:: Requirement ::
What number of lines contain the word "components"? Reply with the number and nothing else.

□ □ □ □ □ □ □

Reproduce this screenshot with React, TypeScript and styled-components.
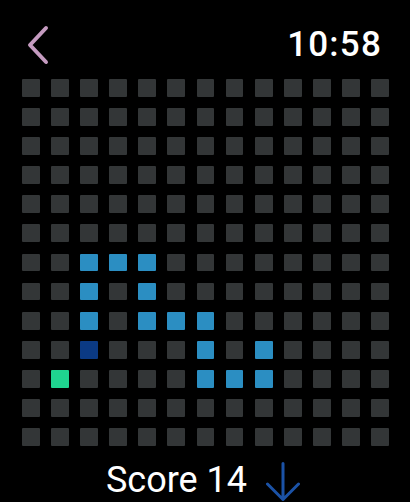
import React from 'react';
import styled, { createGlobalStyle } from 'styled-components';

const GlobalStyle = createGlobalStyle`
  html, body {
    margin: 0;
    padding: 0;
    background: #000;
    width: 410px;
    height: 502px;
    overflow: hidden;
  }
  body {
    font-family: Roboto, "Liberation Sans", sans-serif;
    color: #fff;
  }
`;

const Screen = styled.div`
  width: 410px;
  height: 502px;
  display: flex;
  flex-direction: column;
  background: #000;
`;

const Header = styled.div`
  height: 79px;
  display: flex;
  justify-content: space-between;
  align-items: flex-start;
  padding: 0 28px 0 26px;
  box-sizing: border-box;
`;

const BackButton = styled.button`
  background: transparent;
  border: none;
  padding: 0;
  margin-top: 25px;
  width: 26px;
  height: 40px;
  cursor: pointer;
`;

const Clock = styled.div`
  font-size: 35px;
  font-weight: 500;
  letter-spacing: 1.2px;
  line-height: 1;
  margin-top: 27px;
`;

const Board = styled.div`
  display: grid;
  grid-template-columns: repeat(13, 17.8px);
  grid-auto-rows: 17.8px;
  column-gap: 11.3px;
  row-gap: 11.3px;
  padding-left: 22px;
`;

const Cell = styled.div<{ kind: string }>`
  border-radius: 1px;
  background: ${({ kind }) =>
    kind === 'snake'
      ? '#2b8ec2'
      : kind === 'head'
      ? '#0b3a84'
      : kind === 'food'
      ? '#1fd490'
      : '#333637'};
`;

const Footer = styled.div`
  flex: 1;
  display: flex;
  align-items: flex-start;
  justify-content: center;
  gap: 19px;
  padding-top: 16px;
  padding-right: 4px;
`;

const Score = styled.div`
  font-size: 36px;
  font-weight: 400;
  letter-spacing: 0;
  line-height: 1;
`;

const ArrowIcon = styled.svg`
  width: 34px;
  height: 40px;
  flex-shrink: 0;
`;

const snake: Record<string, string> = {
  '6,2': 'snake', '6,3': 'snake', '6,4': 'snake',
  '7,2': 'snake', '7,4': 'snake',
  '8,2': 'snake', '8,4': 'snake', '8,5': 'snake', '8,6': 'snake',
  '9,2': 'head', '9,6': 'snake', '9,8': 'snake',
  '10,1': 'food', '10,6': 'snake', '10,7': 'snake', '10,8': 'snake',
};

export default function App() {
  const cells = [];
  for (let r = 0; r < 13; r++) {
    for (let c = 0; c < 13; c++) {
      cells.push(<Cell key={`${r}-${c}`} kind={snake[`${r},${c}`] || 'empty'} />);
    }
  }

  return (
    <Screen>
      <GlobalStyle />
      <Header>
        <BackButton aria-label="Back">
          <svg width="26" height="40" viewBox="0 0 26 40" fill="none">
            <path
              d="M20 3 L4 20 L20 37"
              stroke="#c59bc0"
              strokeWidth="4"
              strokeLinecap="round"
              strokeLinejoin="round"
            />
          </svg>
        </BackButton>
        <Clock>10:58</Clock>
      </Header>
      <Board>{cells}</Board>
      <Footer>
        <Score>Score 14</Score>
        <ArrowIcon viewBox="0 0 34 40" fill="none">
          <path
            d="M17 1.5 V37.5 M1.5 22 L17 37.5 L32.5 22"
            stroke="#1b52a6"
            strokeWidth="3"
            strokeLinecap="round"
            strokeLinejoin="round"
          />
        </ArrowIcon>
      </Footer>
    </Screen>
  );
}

□ □ □ □ □ □ □

:: Answer to the problem ::
2